Re: [PATCH rcu/dev 3/3] net: Use call_rcu_flush() for dst_destroy_rcu

From: Joel Fernandes
Date: Thu Nov 17 2022 - 13:18:44 EST


On Thu, Nov 17, 2022 at 5:49 PM Eric Dumazet <edumazet@xxxxxxxxxx> wrote:
>
> On Thu, Nov 17, 2022 at 9:42 AM Joel Fernandes <joel@xxxxxxxxxxxxxxxxx> wrote:
> >
>
> >
> > Yes, I agree. Your comments here have not been useful (or respectful)
> > so I am Ok with that.
> >
> > - Joel
>
> Well, I have discovered that some changes went in networking tree
> without network maintainers being involved nor CCed.
>
> What can I say ?
>
> It seems I have no say, right ?

Sorry, I take responsibility for that. FWIW, the rxrpc change is not
yet in Linus's tree.

Also FWIW, the rxrpc case came up because we detected that it does a
scheduler wakeup from the callback. We did both static and dynamic
testing to identify callbacks that do wakeups throughout the kernel
(kernel patch available on request), as the pattern observed is things
doing wakeups typically are for use cases that are not freeing memory
but something blocking, similar to synchronize_rcu(). So it was a
"trivial/obvious" change to make for rxrpc which I might have assumed
did not need much supervision because it just reverts that API to the
old behavior -- still probably no excuse.
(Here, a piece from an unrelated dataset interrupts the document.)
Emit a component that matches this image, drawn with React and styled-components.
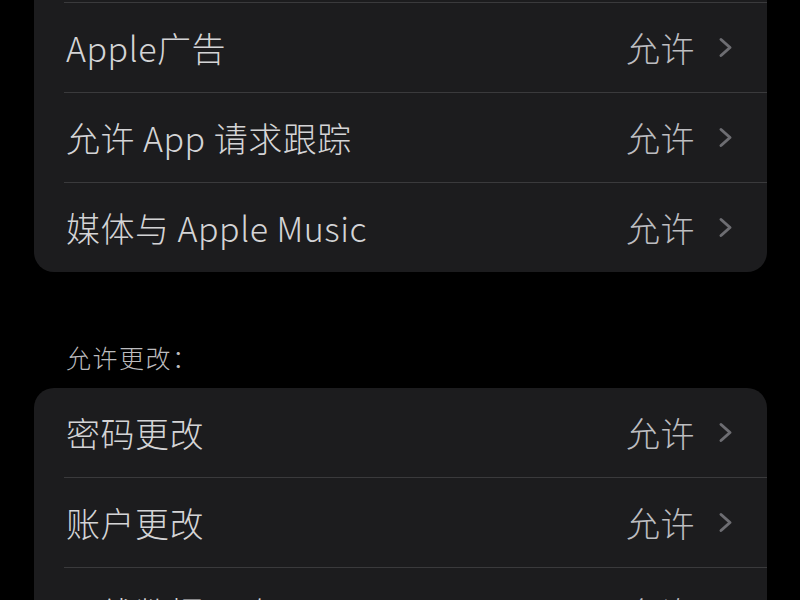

Again, we can talk this out no problem. But I would strongly recommend
not calling it "crazy thing", as we did all due diligence for almost a
year (talking about it at LPC, working through various code paths and
bugs, 4 different patch redesigns on the idea (including the opt-in
that you are bringing up), including a late night debugging session to
figure this out etc).

Just to clarify, I know you review/maintain a lot of the networking
code and I really appreciate that (not praising just for the sake).
And I care about the kernel too, just like you.

thanks,

- Joel


> commit f32846476afbe1f296c41d036219178b3dfb6a9d
> Author: Joel Fernandes (Google) <joel@xxxxxxxxxxxxxxxxx>
> Date: Sun Oct 16 16:23:04 2022 +0000
>
> rxrpc: Use call_rcu_flush() instead of call_rcu()
>
> call_rcu() changes to save power may cause slowness. Use the
> call_rcu_flush() API instead which reverts to the old behavior.
>
> We find this via inspection that the RCU callback does a wakeup of a
> thread. This usually indicates that something is waiting on it. To be
> safe, let us use call_rcu_flush() here instead.
>
> Signed-off-by: Joel Fernandes (Google) <joel@xxxxxxxxxxxxxxxxx>
> Signed-off-by: Paul E. McKenney <paulmck@xxxxxxxxxx>
>
> diff --git a/net/rxrpc/conn_object.c b/net/rxrpc/conn_object.c
> index 22089e37e97f0628f780855f9e219e5c33d4afa1..fdcfb509cc4434b0781b76623532aff9c854ce60
> 100644
> --- a/net/rxrpc/conn_object.c
> +++ b/net/rxrpc/conn_object.c
> @@ -253,7 +253,7 @@ void rxrpc_kill_connection(struct rxrpc_connection *conn)
> * must carry a ref on the connection to prevent us getting here whilst
> * it is queued or running.
> */
> - call_rcu(&conn->rcu, rxrpc_destroy_connection);
> + call_rcu_flush(&conn->rcu, rxrpc_destroy_connection);
> }
>
> /*